森川智之(声優・ナレーター) ・〔時代を創った声〕
トム・クルーズ、ユアン・マクレガーなど多くの俳優の吹き替えをはじめ、アニメ「クレヨンしんちゃん」の父野原ひろし役や「鬼滅の刃」の親方様などで知られています。 トム・クルーズ本人に日本の吹き替え声優として公認されてから20年になります。 光栄に思っています。 レギュラーとしてアニメに出演したのが、1989年の「ダッシュ!四駆朗」です。 当時ミニ四駆は凄いブームでした。
神奈川県の出身で、小さいころは身体が弱かったです。 野球をやったり柔道を習ったりしました。 中学では軟式テニスをやって、水泳も得意だったので入賞したりしていました。 水泳推薦で日本体育大学荏原高等学校に入り、水泳部には入らずにアメリカンフットボール部に入りました。 高校1年の時に頸椎損傷という大けがをしてしまいました。(今でもリハビリしています。) スポーツはやれずに行く先どうしようか考えていました。 友人から「声も大きいし、しゃべりも旨いから声を使って、スポーツに関わる仕事をすればいいんではないの。」と言われました。 スポーツの実況アナウンサーを志しました。 専門学校を調べたら声優コースがあることとが判りました。 声優の道に進むことにしました。 勝田声優学院に入りました。(父親は大反対でした。)
お芝居に関しては、私はずぶの素人だったので、追いつき追い越せに大変でした。 同期に、高木渉、三石琴乃が居ました。 グループを作って外でお芝居の発表などをしました。舞台の勉強は大切だと思って勉強しました。 自分で劇団を作って、思いを同じにする後輩も入って来て、年に2,3回舞台を行いました。 演出、音楽、照明とかも自分でやって、それがいい勉強になりました。(デビューして2年後ぐらい) 1989年に「ダッシュ!四駆郎」、1992年に「宇宙の騎士テッカマンブレード」で初めての主役をやりました。 野沢雅子さんとは近所だったので、デビュー以前から知っていました。 プロとしての心構えなど全部教えられました。 野沢雅子さんの夫の塚田正昭さん共々教わって贅沢でした。 吹き替えの声優としての技術なども学びました。 コードのついたヘッドホンで、一つのマイクに何人も関わるのでコードがこんがらかってしまうので大変でした。(今はワイヤレス)

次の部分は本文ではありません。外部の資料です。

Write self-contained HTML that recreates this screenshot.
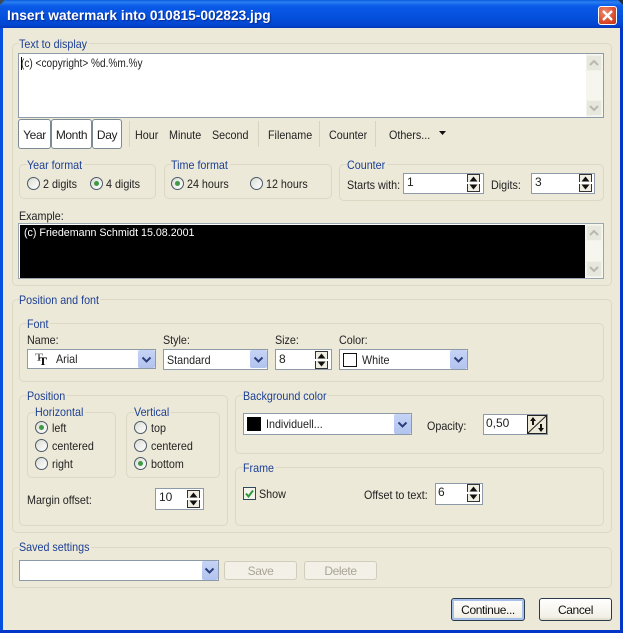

トム・クルーズの吹き替えは1999年に日本で公開された「アイズ ワイド シャット」(VDV収録用) オーディションに受かって、面談があると言われました。 「監督のキューブリックはどうか」、と助監督から質問されました。 いろいろ話すなかで、「森川にやってもらいたいのは、普通の吹き替えではなく、トム・クルーズがゼロベースから台本を読んで、何回もやって来てOKをとったその過程を、森川も同じ様にやれ。」と言うんです。 吃驚しました。 ベッドシーンがあっていろいろ考えた末、当日アフレコの場所に行ったらベッドが置いてありました。 寝た状態と立っている状態では声の出し方も違うという事でした。 寝た状態でスクリーンを見ながら、台本をもってしゃべろうとしたが、台詞を全部覚えてやらないといろいろ問題が起きてしまうので、そうしました。 通常は一日でとれてしまうものを、僕だけで一週間かかりました。 そこで僕は声優として変わりました。(仕事への向き合い方など)
2003年の「ラストサムライ」から20年になります。 トム・クルーズ本人に日本の吹き替え声優として公認されて20年になります。 ユアン・マクレガーなど他の吹き替え俳優とでごっちゃになることはないです。 若い声優へのアドバイスとしては、日本語を扱う仕事なので、一番大切なのは表現をするための国語力、と台本を読む力(読解力)が大切だと思います。 声優のバトンを繋ぐ役割をしていきたいと思っています。